Il comportamento tenuto dai tre a bordo del treno non fa che complicare la faccenda: i loro dialoghi sono tesi, i loro intenti non condivisi, le loro impressioni non conciliabili. Far perdere le staffe al capotreno (Waris Ahluwalia) e farsi cacciare rischia di compromettere il loro viaggio, ma in realtà Francis ha un secondo fine tenuto nascosto fin lì ai fratelli e il muoversi un po’ a tentoni per l’India è pur sempre un’occasione di rinascita…

 

 

Girato prevalentemente nel distretto di Jodhpur, in India settentrionale, il quinto film di Wes Anderson non fa che confermare lo stile inverosimilmente fumettistico del regista texano, sospinto fino a livelli preoccupanti nel precedente “The life aquatic with Steve Zissou”; se quest’ultimo “pastellone” marittimo scontava una narrazione tremenda - unita alla sensazione di non sapere dove andare a parare fra citazionismi e dialoghi poco brillanti - “The Darjeeling Limited” gode quantomeno di una prima parte davvero intrigante e ben ritmata; certo, questa risulta parzialmente vanificata da una mezz’ora finale che si accartoccia su se stessa, innocua e dimenticabile.
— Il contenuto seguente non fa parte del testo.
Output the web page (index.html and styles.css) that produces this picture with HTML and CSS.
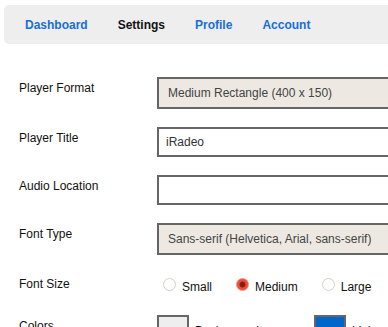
FILE: index.html
```html
<!DOCTYPE html>
<html lang="en">
<head>
    <meta charset="UTF-8">
    <meta name="viewport" content="width=device-width, initial-scale=1.0">
    <title>Player Settings</title>
    <link rel="stylesheet" href="styles.css">
</head>
<body>
    <div class="container">
        <nav class="tabs">
            <a href="#" class="tab-link">Dashboard</a>
            <a href="#" class="tab-link active">Settings</a>
            <a href="#" class="tab-link">Profile</a>
            <a href="#" class="tab-link">Account</a>
        </nav>

        <form class="settings-form">
            <div class="form-row">
                <label class="form-label" for="format">Player Format</label>
                <select id="format" class="field select-field">
                    <option>Medium Rectangle (400 x 150)</option>
                </select>
            </div>
            <div class="form-row">
                <label class="form-label" for="title">Player Title</label>
                <input type="text" id="title" class="field text-field" value="iRadeo">
            </div>
            <div class="form-row">
                <label class="form-label" for="audio">Audio Location</label>
                <input type="text" id="audio" class="field text-field">
            </div>
            <div class="form-row">
                <label class="form-label" for="font">Font Type</label>
                <select id="font" class="field select-field">
                    <option>Sans-serif (Helvetica, Arial, sans-serif)</option>
                </select>
            </div>
            <div class="form-row">
                <span class="form-label">Font Size</span>
                <div class="radio-group">
                    <label class="radio-option"><input type="radio" name="size" class="radio"> Small</label>
                    <label class="radio-option"><input type="radio" name="size" class="radio" checked> Medium</label>
                    <label class="radio-option"><input type="radio" name="size" class="radio"> Large</label>
                </div>
            </div>
            <div class="form-row">
                <span class="form-label">Colors</span>
                <div class="color-group">
                    <div class="color-item">
                        <span class="swatch swatch-bg"></span>
                        <span>Background</span>
                    </div>
                    <div class="color-item">
                        <span class="swatch swatch-link"></span>
                        <span>Link</span>
                    </div>
                </div>
            </div>
        </form>
    </div>
</body>
</html>
```

FILE: styles.css
```css
* {
    margin: 0;
    padding: 0;
    box-sizing: border-box;
    font-family: 'Liberation Sans', Arial, sans-serif;
}
html, body {
    overflow: hidden;
}
body {
    background-color: #fff;
    color: #111;
    font-size: 12px;
}
.container {
    width: 520px;
    margin: 5px 0 0 4px;
}
.tabs {
    display: flex;
    gap: 30px;
    background-color: #eeeeee;
    border-radius: 5px;
    padding: 13px 21px 12px;
    line-height: 14px;
}
.tab-link {
    font-weight: bold;
    color: #176fd8;
    text-decoration: none;
}
.tab-link.active {
    color: #111;
}
.settings-form {
    padding: 33px 0 0 15px;
}
.form-row {
    display: flex;
    align-items: flex-start;
    margin-bottom: 18px;
}
.form-label {
    width: 138px;
    flex-shrink: 0;
    padding-top: 4px;
    line-height: 14px;
}
.field {
    width: 320px;
    border: 2px solid #666;
    font-size: 12px;
    outline: none;
}
.select-field {
    appearance: none;
    height: 32px;
    padding: 0 9px;
    background-color: #ede9e2;
    color: #444;
    border-radius: 0;
}
.text-field {
    height: 30px;
    padding: 0 7px;
    background-color: #fff;
    color: #333;
}
.radio-group {
    display: flex;
    height: 24px;
    align-items: center;
    padding-top: 3px;
}
.radio-option {
    display: flex;
    align-items: center;
    gap: 6px;
    padding-left: 6px;
    margin-right: 18px;
}
.radio {
    appearance: none;
    width: 13px;
    height: 13px;
    border: 1px solid #d6d0c6;
    border-radius: 50%;
    background-color: #fff;
    margin-bottom: 5px;
}
.radio:checked {
    border-color: #f28a7c;
    background: radial-gradient(circle, #7a1d12 0, #8a2014 2.5px, #ee4f3c 3.5px);
}
.color-group {
    display: flex;
}
.color-item {
    display: flex;
    align-items: center;
    gap: 6px;
    width: 157px;
}
.swatch {
    width: 32px;
    height: 32px;
    border: 2px solid #666;
}
.swatch-bg {
    background-color: #eeeeee;
}
.swatch-link {
    background-color: #0066cc;
}
```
Ma è pur sempre un lavoro fra i meno citati e più riusciti del regista icona hipster per eccellenza, nelle cui autobiografiche fisime (o forse nell'accattivante e ripetitiva estetica) sembrano ritrovarsi in molti.
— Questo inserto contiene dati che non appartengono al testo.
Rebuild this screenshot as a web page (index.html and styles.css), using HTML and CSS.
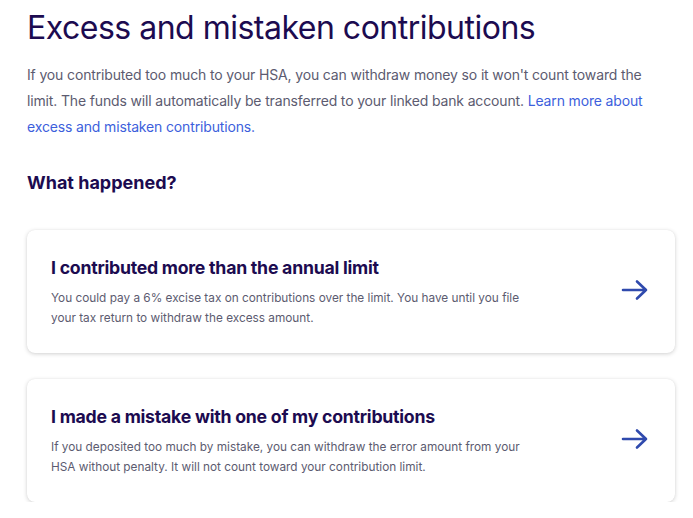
FILE: index.html
```html
<!DOCTYPE html>
<html lang="en">
<head>
<meta charset="utf-8">
<title>Excess and mistaken contributions</title>
<link rel="stylesheet" href="styles.css">
</head>
<body>
<main class="page">
  <h1 class="title">Excess and mistaken contributions</h1>
  <p class="intro">If you contributed too much to your HSA, you can withdraw money so it won't count toward the limit. The funds will automatically be transferred to your linked bank account. <a class="link" href="#">Learn more about excess and mistaken contributions.</a></p>
  <h2 class="subtitle">What happened?</h2>
  <div class="cards">
    <a class="card" href="#">
      <div class="card-body">
        <h3 class="card-title">I contributed more than the annual limit</h3>
        <p class="card-text">You could pay a 6% excise tax on contributions over the limit. You have until you file your tax return to withdraw the excess amount.</p>
      </div>
      <svg class="arrow" width="28" height="22" viewBox="0 0 28 22" aria-hidden="true"><path d="M2 11H25M16 2.5L25 11L16 19.5" fill="none" stroke="#2f4aad" stroke-width="2.6" stroke-linecap="round" stroke-linejoin="round"/></svg>
    </a>
    <a class="card" href="#">
      <div class="card-body">
        <h3 class="card-title">I made a mistake with one of my contributions</h3>
        <p class="card-text">If you deposited too much by mistake, you can withdraw the error amount from your HSA without penalty. It will not count toward your contribution limit.</p>
      </div>
      <svg class="arrow" width="28" height="22" viewBox="0 0 28 22" aria-hidden="true"><path d="M2 11H25M16 2.5L25 11L16 19.5" fill="none" stroke="#2f4aad" stroke-width="2.6" stroke-linecap="round" stroke-linejoin="round"/></svg>
    </a>
  </div>
</main>
</body>
</html>
```
FILE: styles.css
```css
* { box-sizing: border-box; }
html, body { margin: 0; padding: 0; background: #ffffff; }
body { font-family: Inter, "Noto Sans", Arial, sans-serif; color: #1c0b50; }
.page { padding: 8px 18px 0 27px; }
.title {
  margin: 0;
  font-size: 32px;
  line-height: 40px;
  font-weight: 400;
  letter-spacing: -0.5px;
  color: #1c0b50;
}
.intro {
  margin: 14px 0 0;
  font-size: 14px;
  line-height: 26px;
  letter-spacing: -0.15px;
  color: #5c5b70;
  max-width: 630px;
}
.link { color: #3d5fdc; text-decoration: none; }
.subtitle {
  margin: 31px 0 0;
  font-size: 18px;
  line-height: 24px;
  font-weight: 700;
  color: #1c0b50;
}
.cards {
  margin-top: 35px;
  display: flex;
  flex-direction: column;
  gap: 26px;
}
.card {
  display: flex;
  align-items: center;
  justify-content: space-between;
  height: 123px;
  padding: 0 26px 0 24px;
  background: #fff;
  border-radius: 8px;
  box-shadow: 0 1px 4px rgba(0,0,0,0.18), 0 0 1px rgba(0,0,0,0.08);
  text-decoration: none;
}
.card-title {
  margin: 0;
  font-size: 17.7px;
  line-height: 24px;
  font-weight: 700;
  color: #1c0b50;
  letter-spacing: -0.25px;
}
.card-text {
  margin: 8px 0 0;
  font-size: 11.8px;
  line-height: 20px;
  color: #5c5b70;
  max-width: 490px;
}
.arrow { flex: none; margin-bottom: 4px; }
```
Sceneggiato a sei mani dallo stesso Anderson, dal co-protagonista Jason Schwartzman e dal di lui cugino Roman Coppola, “The Darjeeling Limited” è dedicato al regista indiano Satyajit Ray, delle cui opere Anderson prende in prestito alcune musiche (insieme ai consueti classiconi a tutto volume, fra Kinks e “Play With Fire” dei Rolling Stones). Ma non è il caso di pretendere chissà quale sguardo acuto verso l’India, terra catartica per eccellenza, mitica e mitizzata: è su quest’ultimo aspetto che sembra concentrarsi di tanto in tanto la sottile ironia di Anderson. Per il resto è solo lo sfondo del suo ennesimo film su una famiglia spezzettata e immatura, composta da una madre desaparecida e da tre figli afflitti dal peso dei ricordi, simboleggiati dalle onnipresenti valigie di Louis Vuitton, simulacri di un padre che non c’è più.
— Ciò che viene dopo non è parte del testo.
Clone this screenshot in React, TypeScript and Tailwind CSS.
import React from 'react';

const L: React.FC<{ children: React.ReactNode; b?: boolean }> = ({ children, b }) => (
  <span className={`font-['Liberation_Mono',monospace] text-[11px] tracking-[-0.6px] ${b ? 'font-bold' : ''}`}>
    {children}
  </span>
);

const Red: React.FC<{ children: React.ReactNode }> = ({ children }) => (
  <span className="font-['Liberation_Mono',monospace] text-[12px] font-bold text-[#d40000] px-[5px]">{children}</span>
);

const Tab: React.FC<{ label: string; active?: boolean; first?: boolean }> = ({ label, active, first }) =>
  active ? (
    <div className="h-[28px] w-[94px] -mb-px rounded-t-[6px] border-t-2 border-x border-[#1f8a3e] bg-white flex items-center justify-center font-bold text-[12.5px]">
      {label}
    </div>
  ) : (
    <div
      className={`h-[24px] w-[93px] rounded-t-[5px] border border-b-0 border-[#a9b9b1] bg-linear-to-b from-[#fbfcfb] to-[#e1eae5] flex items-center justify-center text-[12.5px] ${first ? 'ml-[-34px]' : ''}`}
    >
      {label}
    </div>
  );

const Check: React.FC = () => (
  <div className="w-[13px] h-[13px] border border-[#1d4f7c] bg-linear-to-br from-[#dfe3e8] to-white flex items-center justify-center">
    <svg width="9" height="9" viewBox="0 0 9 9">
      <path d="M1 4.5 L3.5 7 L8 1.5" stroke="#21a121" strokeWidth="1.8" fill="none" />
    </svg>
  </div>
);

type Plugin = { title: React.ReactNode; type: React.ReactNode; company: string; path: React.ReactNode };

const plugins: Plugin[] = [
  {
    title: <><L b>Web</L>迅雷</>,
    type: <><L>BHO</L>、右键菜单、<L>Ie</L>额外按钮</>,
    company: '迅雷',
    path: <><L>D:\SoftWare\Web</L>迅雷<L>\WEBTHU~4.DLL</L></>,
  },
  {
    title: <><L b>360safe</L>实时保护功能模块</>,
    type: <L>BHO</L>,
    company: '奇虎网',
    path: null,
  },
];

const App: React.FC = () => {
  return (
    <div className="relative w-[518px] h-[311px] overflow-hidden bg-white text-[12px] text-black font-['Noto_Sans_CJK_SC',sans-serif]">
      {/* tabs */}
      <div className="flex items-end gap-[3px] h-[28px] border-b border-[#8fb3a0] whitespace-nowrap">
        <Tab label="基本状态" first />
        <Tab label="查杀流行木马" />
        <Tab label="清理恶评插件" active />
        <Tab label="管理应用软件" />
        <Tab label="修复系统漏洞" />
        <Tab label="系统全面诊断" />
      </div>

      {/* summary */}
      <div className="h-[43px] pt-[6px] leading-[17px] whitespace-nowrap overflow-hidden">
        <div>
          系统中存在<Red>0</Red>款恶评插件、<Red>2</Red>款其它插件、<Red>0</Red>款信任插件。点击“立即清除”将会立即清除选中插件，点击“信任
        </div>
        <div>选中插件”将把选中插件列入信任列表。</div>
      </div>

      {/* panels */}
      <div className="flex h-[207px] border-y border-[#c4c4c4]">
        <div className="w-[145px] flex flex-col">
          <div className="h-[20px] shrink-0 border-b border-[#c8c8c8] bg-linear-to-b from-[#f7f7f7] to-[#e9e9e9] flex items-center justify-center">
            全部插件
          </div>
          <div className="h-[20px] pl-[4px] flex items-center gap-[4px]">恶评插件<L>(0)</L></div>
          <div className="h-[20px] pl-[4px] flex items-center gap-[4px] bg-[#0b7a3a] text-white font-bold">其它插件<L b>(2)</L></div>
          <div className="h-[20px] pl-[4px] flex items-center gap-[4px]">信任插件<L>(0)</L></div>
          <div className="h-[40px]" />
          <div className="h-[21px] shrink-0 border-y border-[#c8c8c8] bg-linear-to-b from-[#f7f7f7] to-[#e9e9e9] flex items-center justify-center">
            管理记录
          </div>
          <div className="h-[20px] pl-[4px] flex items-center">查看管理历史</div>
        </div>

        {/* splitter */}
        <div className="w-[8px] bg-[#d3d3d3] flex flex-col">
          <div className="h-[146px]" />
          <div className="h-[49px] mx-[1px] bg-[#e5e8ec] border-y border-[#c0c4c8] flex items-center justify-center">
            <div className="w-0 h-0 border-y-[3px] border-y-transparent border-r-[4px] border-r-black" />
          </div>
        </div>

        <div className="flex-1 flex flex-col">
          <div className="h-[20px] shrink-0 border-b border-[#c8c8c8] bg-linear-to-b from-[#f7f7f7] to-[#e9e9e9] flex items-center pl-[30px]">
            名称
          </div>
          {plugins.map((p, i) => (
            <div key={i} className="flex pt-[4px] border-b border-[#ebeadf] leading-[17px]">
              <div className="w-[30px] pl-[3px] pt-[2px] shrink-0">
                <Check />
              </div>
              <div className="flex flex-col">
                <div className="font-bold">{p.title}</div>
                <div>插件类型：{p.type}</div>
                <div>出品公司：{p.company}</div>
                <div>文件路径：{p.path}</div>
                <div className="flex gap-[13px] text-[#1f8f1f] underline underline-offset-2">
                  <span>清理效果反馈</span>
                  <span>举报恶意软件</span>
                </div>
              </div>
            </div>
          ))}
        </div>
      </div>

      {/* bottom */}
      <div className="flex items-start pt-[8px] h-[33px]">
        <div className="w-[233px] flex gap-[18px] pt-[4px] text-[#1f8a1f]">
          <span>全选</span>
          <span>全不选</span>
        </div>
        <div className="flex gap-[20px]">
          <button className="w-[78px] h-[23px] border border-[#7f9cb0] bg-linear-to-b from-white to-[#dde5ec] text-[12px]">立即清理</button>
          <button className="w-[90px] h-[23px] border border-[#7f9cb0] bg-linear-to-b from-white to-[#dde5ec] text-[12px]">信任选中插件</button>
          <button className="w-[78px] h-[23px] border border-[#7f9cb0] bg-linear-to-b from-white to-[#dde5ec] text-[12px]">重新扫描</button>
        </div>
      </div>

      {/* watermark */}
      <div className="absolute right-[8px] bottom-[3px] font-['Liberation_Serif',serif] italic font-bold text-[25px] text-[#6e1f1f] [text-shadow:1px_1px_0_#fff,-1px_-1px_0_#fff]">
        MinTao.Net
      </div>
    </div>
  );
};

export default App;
Ma l’India è anche un buon pretesto per sguinzagliare il talento della costumista Milena Canonero e per imbastire una fotografia (sempre opera di Yeoman) giocata su toni di giallo e arancione saturi, intervallati da sporadici blu. Il colpo d’occhio di Anderson è sempre notevole ed ogni scena è rigidamente pianificata, fra colori, simmetrie e movimenti di macchina. Quel gusto tutto suo per rivelare dettagli più o meno (in)significanti a spizzichi e bocconi trova qui un equilibrio niente male, abbinandosi a qualche soluzione narrativa affatto scontata. Peccato che sia davvero mal gestita la sottotrama della madre, in modo tale da rendere pressoché inutile la partecipazione di Anjelica Huston; il che è un gran peccato, visto quanto il cinema di Anderson giochi sulla qualità interpretativa dei suoi numerosi attori-feticcio (Brody, Wilson, un Murray asse portante nel titolo precedente e qui presente in una minuscola particina introduttiva).
Anche in “The Darjeeling Limited” abbondano le bizzarrie di rara puntigliosità, quali le sigarette accese e mai fumate fino in fondo o il personaggio di Schwartzman costantemente a piedi nudi. Film di piacevole leggerezza, di una carineria innegabile, che fatica a lasciare il segno.